「アート」とひと口に言ってもその幅は広く、過去、現在、未来と続く、非常に奥深い世界だ。各界で活躍する仕事人たちはアートとともに生きることでいったい何を感じ、何を得ているのか。今回は、投資ファンドの代表取締役会長であり、軽井沢安東美術館の代表理事でもある安東泰志氏の想いに迫る。【特集 アート2023】
財産ではなく、アートを文化として残していく
コレクション熱が高じて、美術館の設立にまで達した希少なケースがある。軽井沢駅から徒歩圏内に立つ、瀟洒(しょうしゃ)な煉瓦造りの軽井沢安東美術館だ。

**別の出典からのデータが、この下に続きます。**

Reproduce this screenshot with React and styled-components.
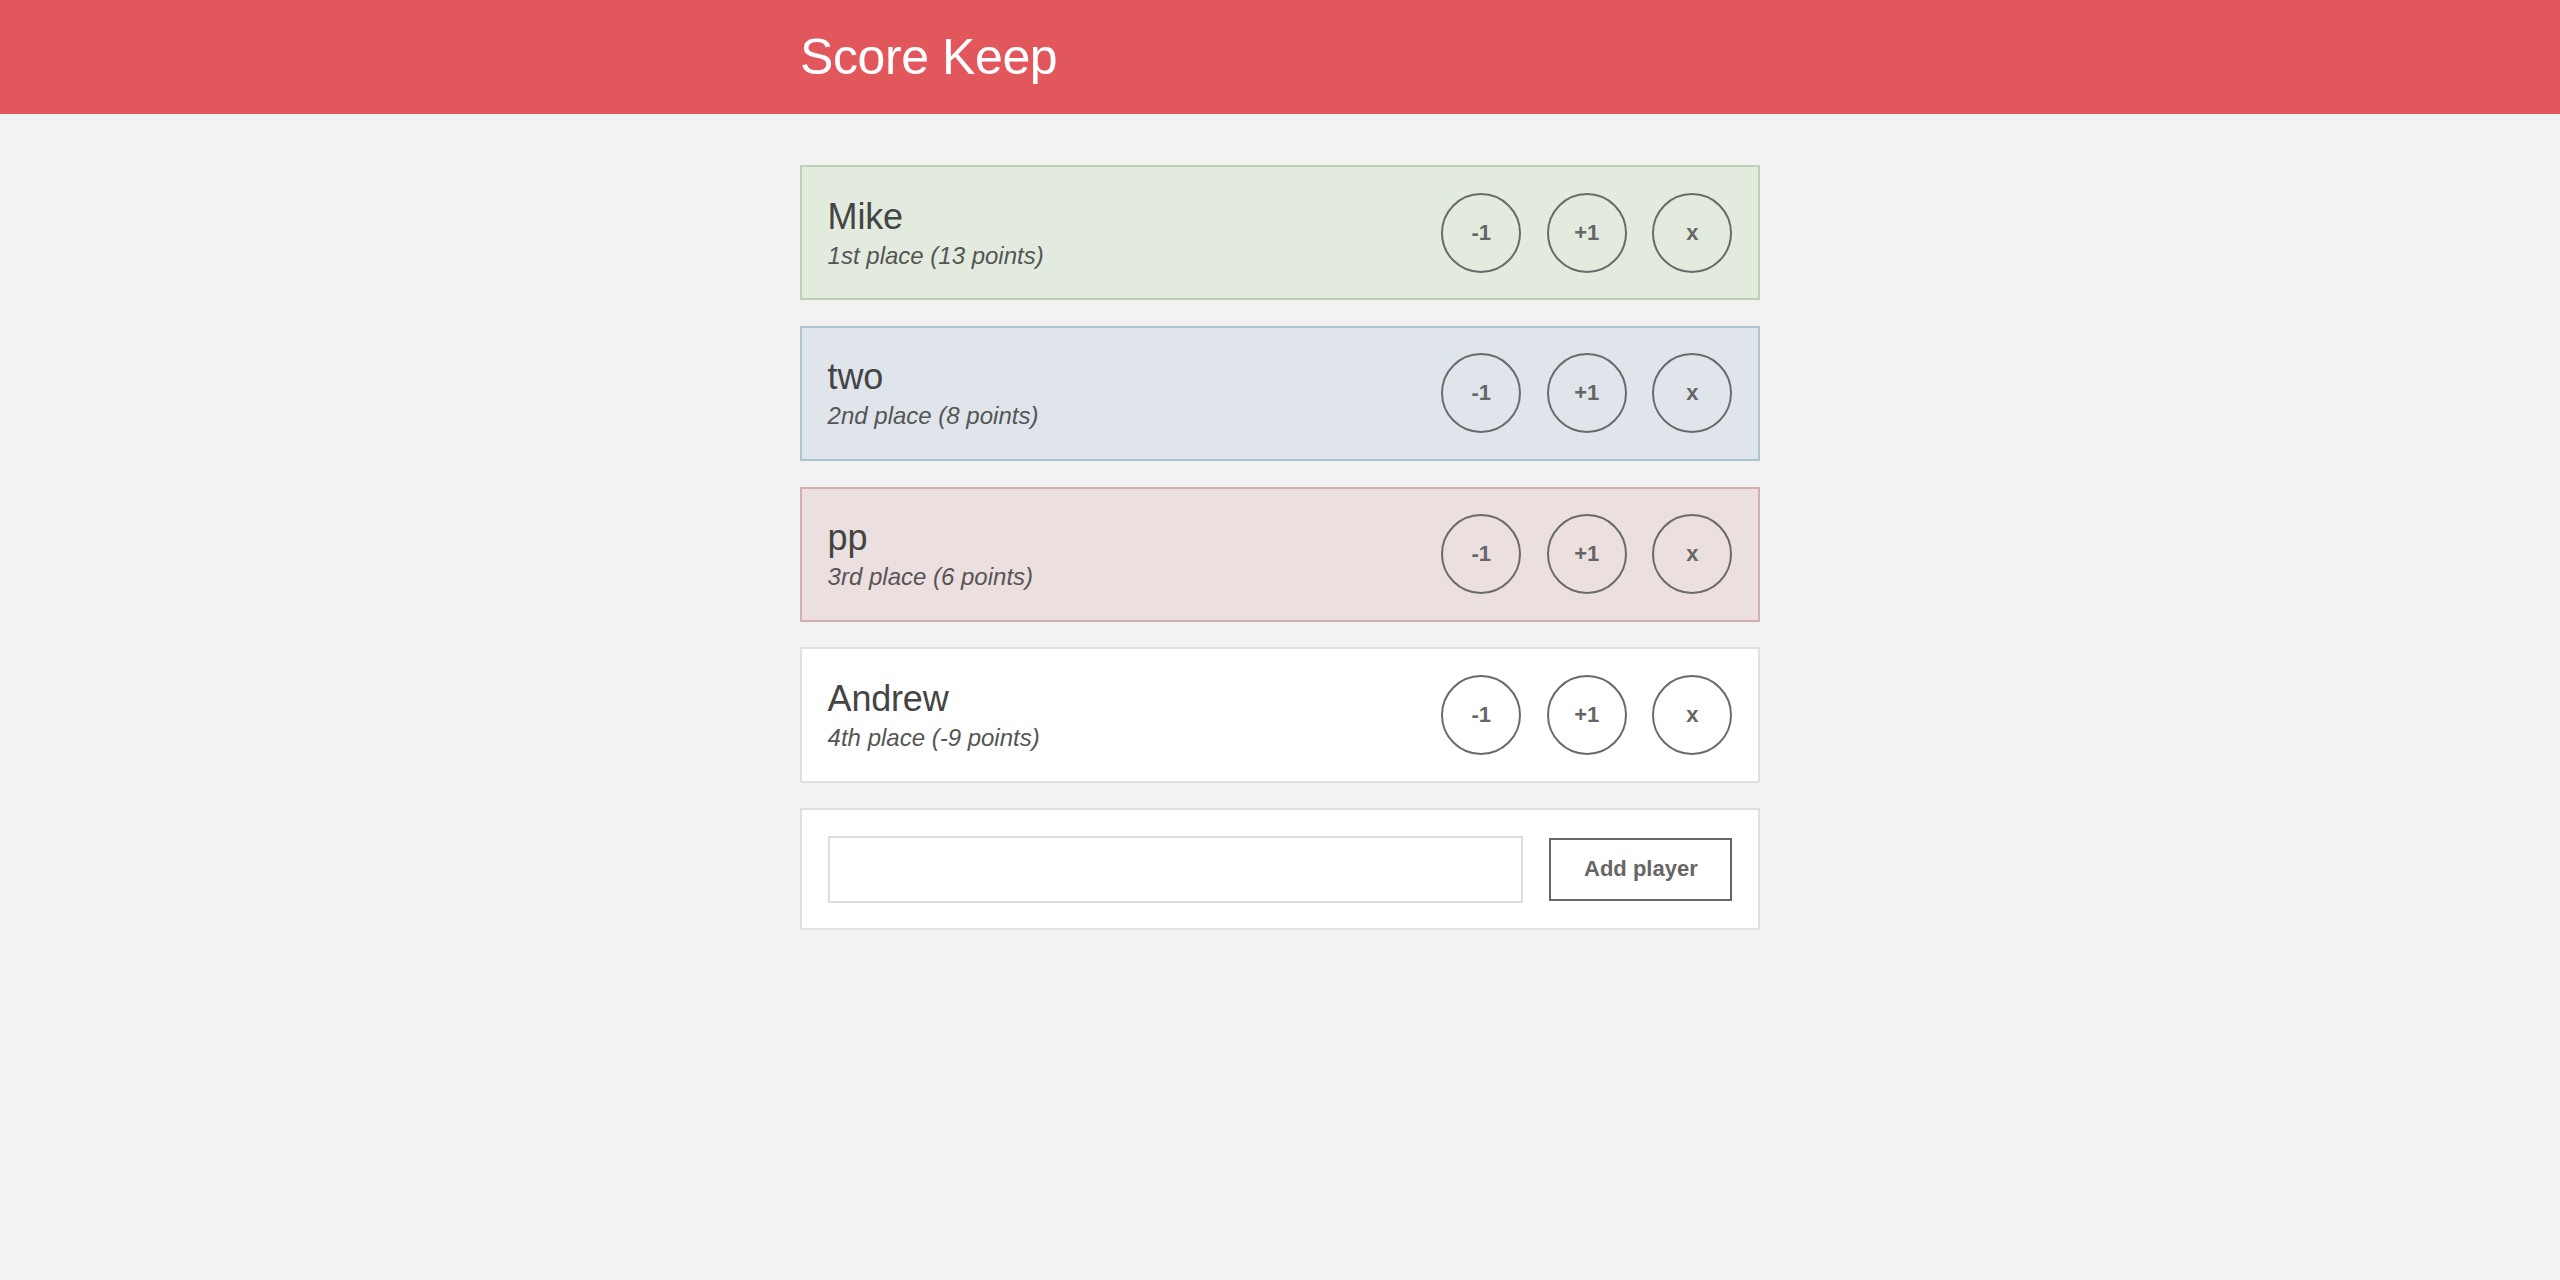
import styled, { createGlobalStyle } from "styled-components"

const GlobalStyle = createGlobalStyle`
    html, body {
        margin: 0;
        padding: 0;
        background-color: #f2f2f2;
        font-family: "Liberation Sans", Arial, Helvetica, sans-serif;
        color: #444;
    }
    * {
        box-sizing: border-box;
    }
`

const Cabecalho = styled.header`
    background-color: #e1575c;
    height: 114px;
    display: flex;
    align-items: center;
`

const Wrapper = styled.div`
    width: 960px;
    margin: 0 auto;
`

const Titulo = styled.h1`
    margin: 0;
    color: white;
    font-size: 50px;
    font-weight: 400;
    letter-spacing: -0.4px;
`

const Lista = styled.main`
    width: 960px;
    margin: 0 auto;
    padding-top: 51px;
    display: flex;
    flex-direction: column;
    gap: 25.6px;
`

const cores = {
    primeiro: { fundo: "#e3ebdf", borda: "#bcd2b2" },
    segundo: { fundo: "#dfe5eb", borda: "#afc2d1" },
    terceiro: { fundo: "#ecdfdf", borda: "#d4aeae" },
    outro: { fundo: "#ffffff", borda: "#e0e0e0" },
}

const Cartao = styled.div`
    display: flex;
    align-items: center;
    justify-content: space-between;
    padding: 25.6px;
    background-color: ${({ $rank }) => cores[$rank].fundo};
    border: 2px solid ${({ $rank }) => cores[$rank].borda};
`

const Info = styled.div`
    display: flex;
    flex-direction: column;
    gap: 4px;
`

const Nome = styled.h3`
    margin: 0;
    font-size: 36px;
    font-weight: 400;
    color: #444;
    letter-spacing: -0.2px;
`

const Posicao = styled.p`
    margin: 0;
    font-size: 24px;
    font-style: italic;
    font-weight: 400;
    color: #555;
`

const Acoes = styled.div`
    display: flex;
    gap: 25.6px;
`

const BotaoRedondo = styled.button`
    width: 80px;
    height: 80px;
    border-radius: 50%;
    border: 2px solid #6a6a6a;
    background: transparent;
    color: #666;
    font-family: "Liberation Sans", Arial, sans-serif;
    font-size: 22px;
    font-weight: 700;
    padding: 0;
    cursor: pointer;
`

const Formulario = styled.form`
    display: flex;
    align-items: center;
    gap: 26.6px;
    padding: 25.6px;
    background-color: white;
    border: 2px solid #e0e0e0;
`

const Campo = styled.input`
    flex: 1;
    height: 67px;
    border: 2px solid #dddddd;
    font-size: 22px;
    padding: 0 12px;
    outline: none;
`

const BotaoAdicionar = styled.button`
    width: 183px;
    height: 63px;
    border: 2px solid #666;
    background: transparent;
    color: #666;
    font-family: "Liberation Sans", Arial, sans-serif;
    font-size: 22px;
    font-weight: 700;
    cursor: pointer;
`

const jogadores = [
    { nome: "Mike", texto: "1st place (13 points)", rank: "primeiro" },
    { nome: "two", texto: "2nd place (8 points)", rank: "segundo" },
    { nome: "pp", texto: "3rd place (6 points)", rank: "terceiro" },
    { nome: "Andrew", texto: "4th place (-9 points)", rank: "outro" },
]

const App = () => {
    return (
        <>
            <GlobalStyle />
            <Cabecalho>
                <Wrapper>
                    <Titulo>Score Keep</Titulo>
                </Wrapper>
            </Cabecalho>
            <Lista>
                {jogadores.map((jogador) => (
                    <Cartao key={jogador.nome} $rank={jogador.rank}>
                        <Info>
                            <Nome>{jogador.nome}</Nome>
                            <Posicao>{jogador.texto}</Posicao>
                        </Info>
                        <Acoes>
                            <BotaoRedondo>-1</BotaoRedondo>
                            <BotaoRedondo>+1</BotaoRedondo>
                            <BotaoRedondo>x</BotaoRedondo>
                        </Acoes>
                    </Cartao>
                ))}
                <Formulario onSubmit={(evento) => evento.preventDefault()}>
                    <Campo type="text" name="playerName" />
                    <BotaoAdicionar>Add player</BotaoAdicionar>
                </Formulario>
            </Lista>
        </>
    )
}

export default App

20世紀美術史に名を残す藤田嗣治(つぐはる)の作品ばかりを展示する世界初の館として、2022年秋にオープン。所蔵されている約200点すべてが、投資ファンド・ニューホライズン キャピタルを率いる安東泰志氏の収集品。
「私は藤田の作品、特に晩年の少女や猫、聖母子の絵画に癒やされてきました。展示室で私と同じ気分に浸ってもらえたら」
そう話す安東氏がこの空間を生みだした経緯はこうだ。
もともと銀行員だった安東氏は40代で独立、投資ファンドを立ち上げた。成功を収めるも、やっかみや横槍は凄まじかった。
「必死に取り組んできましたが、精神的にはかなり追い詰められましたね」
心の平穏を保てたのは、藤田嗣治作品との対話のお陰だった。
「苦しいさなか、立ち寄った画廊で藤田作品を見かけ心奪われ、購入しました。毎晩、絵の前で長時間過ごすようになり、それが生きる支えとなりました」
作品購入を20年来続け、コレクションはいつしか世界有数のものとなった。貴重な文化遺産を後世へ安全に受け継ぐため、また多くの人の目に触れてもらおうと、数年前から美術館設立を構想し始めた。
「公開すれば、他の誰かの心も救われるかもしれませんし。最も大きい展示室にはシャンデリアを吊り、ソファを置き、自邸で絵と対面していた時と同じ雰囲気が味わえるよう設(しつら)えました」
館は早くも軽井沢の新名所となりつつある。ビジネスパーソンや経営層にもふさわしい。
「ビジネスの世界で常に数字が求められるのは、私も重々承知しています。ただ、よりよい経営やビジネスを展開しようと思えば、それだけじゃ足りないのも事実。広い視野と教養に基づいた独自の感性の持ち主でなければ、人はついてこないでしょう。
アートに目を向け理解する精神や気持ちのゆとりが、よりよい仕事のためには必要なはず。一度、ここへ来てゆったり時を過ごしてください。絵画っていいものだなと、きっと実感されると思います。人生は時に理不尽ですが、絵はいつも変わらずそこにいて、落ち着いて自分を見つめてくれますからね」
安東コレクションからアートの効用を存分に学べば、作品購入のイメージがぐっと湧きやすくなるに違いない。
最初に買ったアート
藤田嗣治の『ヴァンドーム広場「魅せられたる河」より』(1951)
コレクション数
藤田嗣治だけで200点以上
最近買ったアート
藤田嗣治の『猫の教室』(1949)
アートとは
癒やし
購入方法
オークションが7割、画商経由が3割程度
ニューホライズン キャピタル代表取締役会長
安東泰志/Takanori Kataishi
1958年生まれ。東京大学経済学部卒業、シカゴ大学経営大学院修了。2002年より事業再生ファンド、フェニックス・キャピタル(現・ニューホライズン キャピタル)を創業し、累積2,500億円超の投資ファンドを組成。2006年より現職。